GIVEN EXERCISE → Answer with the number of lines in the listing below that contain the word "React", and nothing else.

INFORMATION SUPPLIED →

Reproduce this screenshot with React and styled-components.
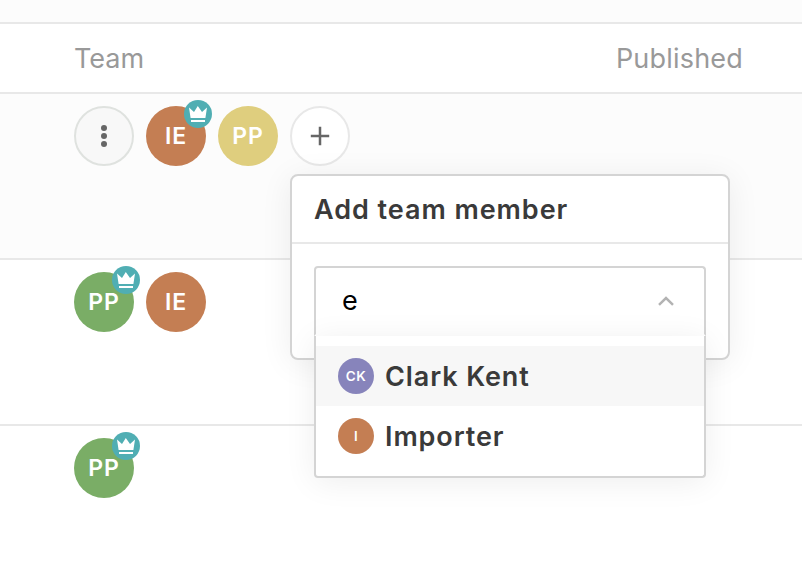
import React from "react";
import styled, { createGlobalStyle } from "styled-components";

const GlobalStyle = createGlobalStyle`
  *, *::before, *::after { box-sizing: border-box; }
  body {
    margin: 0;
    overflow: hidden;
    background: #fff;
    color: #3a3a3a;
    font-family: Inter, sans-serif;
    -webkit-font-smoothing: antialiased;
  }
`;

const Page = styled.main`
  width: 802px;
  height: 572px;
  overflow: hidden;
`;

const TopStrip = styled.div`
  height: 24px;
  background: #fcfcfc;
  border-bottom: 2px solid #e8e8e8;
`;

const HeaderRow = styled.div`
  display: flex;
  align-items: center;
  justify-content: space-between;
  height: 70px;
  padding: 1px 59px 0 74px;
  border-bottom: 2px solid #e8e8e8;
`;

const HeaderCell = styled.span`
  font-size: 27px;
  line-height: 34px;
  letter-spacing: ${(p) => p.$tracking};
  color: #999;
`;

const Row = styled.div`
  height: 166px;
  padding: 12px 74px;
  background: ${(p) => (p.$active ? "#fcfcfc" : "#fff")};
  border-bottom: 2px solid #e8e8e8;
`;

const Team = styled.div`
  display: flex;
  gap: 12px;
`;

const Avatar = styled.div`
  position: relative;
  display: flex;
  align-items: center;
  justify-content: center;
  flex: none;
  width: ${(p) => (p.$small ? 36 : 60)}px;
  height: ${(p) => (p.$small ? 36 : 60)}px;
  border-radius: 50%;
  background: ${(p) => p.$color};
  color: #fff;
  font-size: ${(p) => (p.$small ? 13.5 : 23)}px;
  font-weight: ${(p) => (p.$small ? 600 : 560)};
  letter-spacing: ${(p) => (p.$small ? 0.5 : 0.8)}px;
`;

const RoundButton = styled.button`
  display: flex;
  align-items: center;
  justify-content: center;
  width: 60px;
  height: 60px;
  padding: 0;
  border: 2px solid ${(p) => (p.$muted ? "#dfe2df" : "#e8e8e8")};
  border-radius: 50%;
  background: ${(p) => (p.$muted ? "#f8f8f8" : "#fff")};
`;

const Badge = styled.span`
  position: absolute;
  top: -6px;
  right: -6px;
  width: 28px;
  height: 28px;
  border-radius: 50%;
  background: #50aeb3;

  svg { display: block; }
`;

const AddAnchor = styled.div`
  position: relative;
`;

const Popover = styled.section`
  position: absolute;
  z-index: 2;
  top: 68px;
  left: 0;
  width: 440px;
  height: 186px;
  border: 2px solid #d4d4d4;
  border-radius: 8px;
  background: #fff;
  box-shadow: 0 4px 32px rgba(0, 0, 0, 0.07);
`;

const PopoverTitle = styled.h2`
  height: 68px;
  margin: 0;
  padding: 0 22px;
  border-bottom: 2px solid #e8e8e8;
  font-size: 27px;
  font-weight: 600;
  line-height: 67px;
  letter-spacing: 0.95px;
`;

const Select = styled.div`
  position: relative;
  margin: 22px 22px 0;
`;

const SelectControl = styled.div`
  display: flex;
  align-items: center;
  justify-content: space-between;
  height: 70px;
  padding: 0 30px 0 26px;
  border: 2px solid #d4d4d4;
  border-bottom-color: #fff;
  border-radius: 4px 4px 0 0;
  color: #000;
  font-size: 27px;
  line-height: 66px;
`;

const Menu = styled.ul`
  position: absolute;
  top: 70px;
  left: 0;
  width: 100%;
  height: 142px;
  margin: 0;
  padding: 10px 0;
  list-style: none;
  border: 2px solid #d4d4d4;
  border-top: 0;
  border-radius: 0 0 4px 4px;
  background: #fff;
  box-shadow: 0 4px 32px rgba(0, 0, 0, 0.07);
`;

const Option = styled.li`
  display: flex;
  align-items: center;
  gap: 11px;
  height: 60px;
  padding: 0 22px;
  background: ${(p) => (p.$focused ? "#f7f7f7" : "#fff")};
  font-size: 27px;
  font-weight: 600;
  letter-spacing: 0.9px;
`;

function CrownBadge() {
  return (
    <Badge>
      <svg width="28" height="28" viewBox="0 0 28 28" fill="#fff">
        <path d="M5 7.5l5 4.6L13.8 6l4.2 6.1 5-4.6L21.4 18H6.6z" />
        <path d="M7 20h14v2H7z" />
      </svg>
    </Badge>
  );
}

function Member({ initials, color, owner }) {
  return (
    <Avatar $color={color}>
      {initials}
      {owner && <CrownBadge />}
    </Avatar>
  );
}

const ORANGE = "#c47e53";
const GREEN = "#7aad66";

export default function App() {
  return (
    <Page>
      <GlobalStyle />
      <TopStrip />
      <HeaderRow>
        <HeaderCell $tracking="0">Team</HeaderCell>
        <HeaderCell $tracking="0.2px">Published</HeaderCell>
      </HeaderRow>
      <Row $active>
        <Team>
          <RoundButton $muted aria-label="More">
            <svg width="8" height="24" viewBox="0 0 8 24" fill="#666">
              <circle cx="4" cy="4" r="3" />
              <circle cx="4" cy="12" r="3" />
              <circle cx="4" cy="20" r="3" />
            </svg>
          </RoundButton>
          <Member initials="IE" color={ORANGE} owner />
          <Member initials="PP" color="#dfce7e" />
          <AddAnchor>
            <RoundButton aria-label="Add team member">
              <svg width="20" height="20" viewBox="0 0 20 20" fill="none" stroke="#666" strokeWidth="2.5">
                <path d="M10 .8v18.4M.8 10h18.4" />
              </svg>
            </RoundButton>
            <Popover>
              <PopoverTitle>Add team member</PopoverTitle>
              <Select>
                <SelectControl>
                  <span>e</span>
                  <svg width="16" height="10" viewBox="0 0 16 10" fill="none" stroke="#b3b3b3" strokeWidth="2.5">
                    <path d="M1 8.8L8 2l7 6.8" />
                  </svg>
                </SelectControl>
                <Menu>
                  <Option $focused>
                    <Avatar $small $color="#8784bb">CK</Avatar>
                    Clark Kent
                  </Option>
                  <Option>
                    <Avatar $small $color={ORANGE}>I</Avatar>
                    Importer
                  </Option>
                </Menu>
              </Select>
            </Popover>
          </AddAnchor>
        </Team>
      </Row>
      <Row>
        <Team>
          <Member initials="PP" color={GREEN} owner />
          <Member initials="IE" color={ORANGE} />
        </Team>
      </Row>
      <Row>
        <Team>
          <Member initials="PP" color={GREEN} owner />
        </Team>
      </Row>
    </Page>
  );
}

WORKED SOLUTION → 2